Russia And NATO Engage In One Of The Largest Military Build-Ups Since The Cold War
NATO members pledge to send additional forces to eastern European countries in an effort to counter the 330,000 Russian troops amassing along European borders.
NATO will contribute a 4,000-strong force to bolster the defenses of its members in the Baltic states and eastern Europe. Four battle groups will be created out of forces by early next year. The battle groups will be bolstered by a 40,000-strong reaction force, and various reinforcements as needed. The plan is the fulfillment of a promise to increase the defenses of former Soviet-bloc members under threat from Russian aggression.
“This month alone, Russia is deploying nuclear-capable Iskander missiles to Kaliningrad and suspending a weapons-grade plutonium agreement with the United States,” said Stoltenberg Wednesday while attending a meeting of NATO defense ministers in Brussels, Belgium. The deployment of the missiles to Kaliningrad, a small Russian satellite territory located between Poland and Lithuania, puts Poland and the Baltic states directly in Russia’s sights.

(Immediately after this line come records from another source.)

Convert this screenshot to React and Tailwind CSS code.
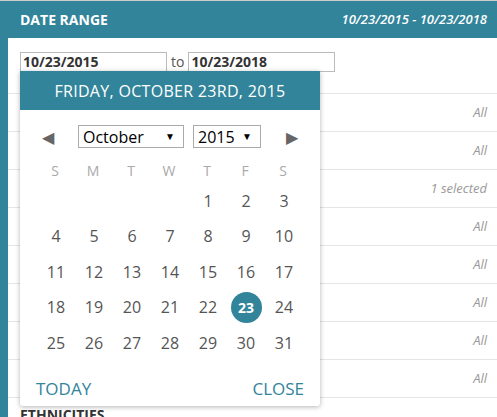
import { useState } from 'react'

const TEAL = 'bg-[#32849a]'

const rows = ['All', 'All', '1 selected', 'All', 'All', 'All', 'All', 'All']

const heads = ['S', 'M', 'T', 'W', 'T', 'F', 'S']

function buildDays() {
  // October 2015 starts on Thursday
  const cells = [null, null, null, null]
  for (let d = 1; d <= 31; d++) cells.push(d)
  return cells
}

function DatePicker() {
  const [selected] = useState(23)
  const days = buildDays()

  return (
    <div className="absolute left-[12px] top-[33px] w-[300px] bg-white rounded-b-[3px] shadow-[0_1px_5px_rgba(0,0,0,0.3)] z-10">
      <div className={`${TEAL} h-[39px] flex items-center justify-center text-white text-[16px] tracking-[0.3px]`}>
        FRIDAY, OCTOBER 23RD, 2015
      </div>

      <div className="flex items-center h-[23px] mt-[15px] px-[22px]">
        <span className="text-[#666] text-[16px] leading-none w-[36px]">◀</span>
        <div className="w-[106px] h-[23px] border border-[#aaa] flex items-center justify-between pl-[4px] pr-[8px] text-[16px] text-black">
          <span>October</span>
          <span className="text-[10px]">▼</span>
        </div>
        <div className="ml-[9px] w-[68px] h-[23px] border border-[#aaa] flex items-center justify-between pl-[4px] pr-[8px] text-[16px] text-black">
          <span>2015</span>
          <span className="text-[10px]">▼</span>
        </div>
        <span className="ml-auto text-[#666] text-[16px] leading-none">▶</span>
      </div>

      <div className="grid grid-cols-7 w-[266px] ml-[16px] mt-[11px]">
        {heads.map((h, i) => (
          <div key={i} className="h-[22px] flex items-center justify-center text-[14px] text-[#aaa]">
            {h}
          </div>
        ))}
      </div>

      <div className="grid grid-cols-7 w-[266px] ml-[17px] mt-[2px]">
        {days.map((d, i) => (
          <div key={i} className="h-[35.5px] flex items-center justify-center">
            {d === selected ? (
              <span className={`${TEAL} w-[31px] h-[31px] rounded-full flex items-center justify-center text-white text-[14px] font-bold`}>
                {d}
              </span>
            ) : (
              <span className="text-[16px] text-[#555]">{d}</span>
            )}
          </div>
        ))}
      </div>

      <div className="flex items-center justify-between px-[16px] pt-[17px] pb-[6px] text-[17px] leading-[22px] text-[#32849a]">
        <span>TODAY</span>
        <span>CLOSE</span>
      </div>
    </div>
  )
}

export default function App() {
  return (
    <div
      className={`${TEAL} w-[497px] h-[417px] overflow-hidden border-t border-[#ccc]`}
      style={{ fontFamily: '"Open Sans", "Liberation Sans", sans-serif' }}
    >
      <div className="h-[37px] flex items-center justify-between pl-[20px] pr-[10px] text-white">
        <span className="font-bold text-[14px]">DATE RANGE</span>
        <span className="italic font-semibold text-[13px]">10/23/2015 - 10/23/2018</span>
      </div>

      <div className="ml-[8px] bg-white h-[380px]">
        <div className="relative h-[56px] border-b border-[#e5e5e5] pl-[12px] pt-[13px]">
          <div className="flex items-center">
            <div className="w-[147px] h-[20px] border border-[#bbb] flex items-center px-[2px] text-[14px] font-bold text-[#333]">
              10/23/2015
            </div>
            <span className="mx-[4px] text-[14px] text-[#555]">to</span>
            <div className="w-[147px] h-[20px] border border-[#bbb] flex items-center px-[2px] text-[14px] font-bold text-[#333]">
              10/23/2018
            </div>
          </div>
          <DatePicker />
        </div>

        {rows.map((r, i) => (
          <div key={i} className="h-[38px] border-b border-[#e5e5e5] flex items-center justify-end pr-[10px] text-[13px] italic text-[#999]">
            {r}
          </div>
        ))}

        <div className="h-[38px] pl-[12px] pt-[6px] text-[14px] font-bold text-[#333]">ETHNICITIES</div>
      </div>
    </div>
  )
}
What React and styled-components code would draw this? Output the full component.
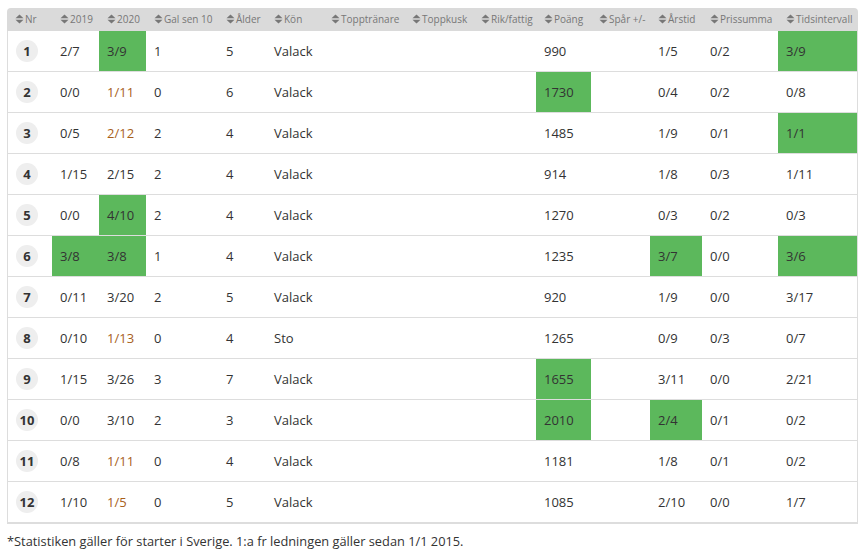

U.S. Secretary of Defense Ash Carter announced a battalion of 900 “battle-ready” soldiers will be deployed to eastern Poland as part of the new commitment. British Defense Secretary Michael Fallon said his country will be sending a battalion of 800 soldiers to Estonia, in addition to a contingent of Typhoon fighter aircraft to Romania. Canada plans to send 450 troops to Latvia, backed by 140 Italians. Germany will contribute 400 to 600 troops to Lithuania.
Russia steadily built up its military presence on the European border for several months. Russian Defense Minister Sergey Shoigu announced a plan to recruit 30,000 additional forces to be stationed on Russia’s eastern flank in May, followed by the deployment of the Iskander missiles to Kaliningrad in early October.
The massive military build-up represents one of the largest since the Cold War, and comes at a time when tensions between the West and Moscow at are dangerously tense.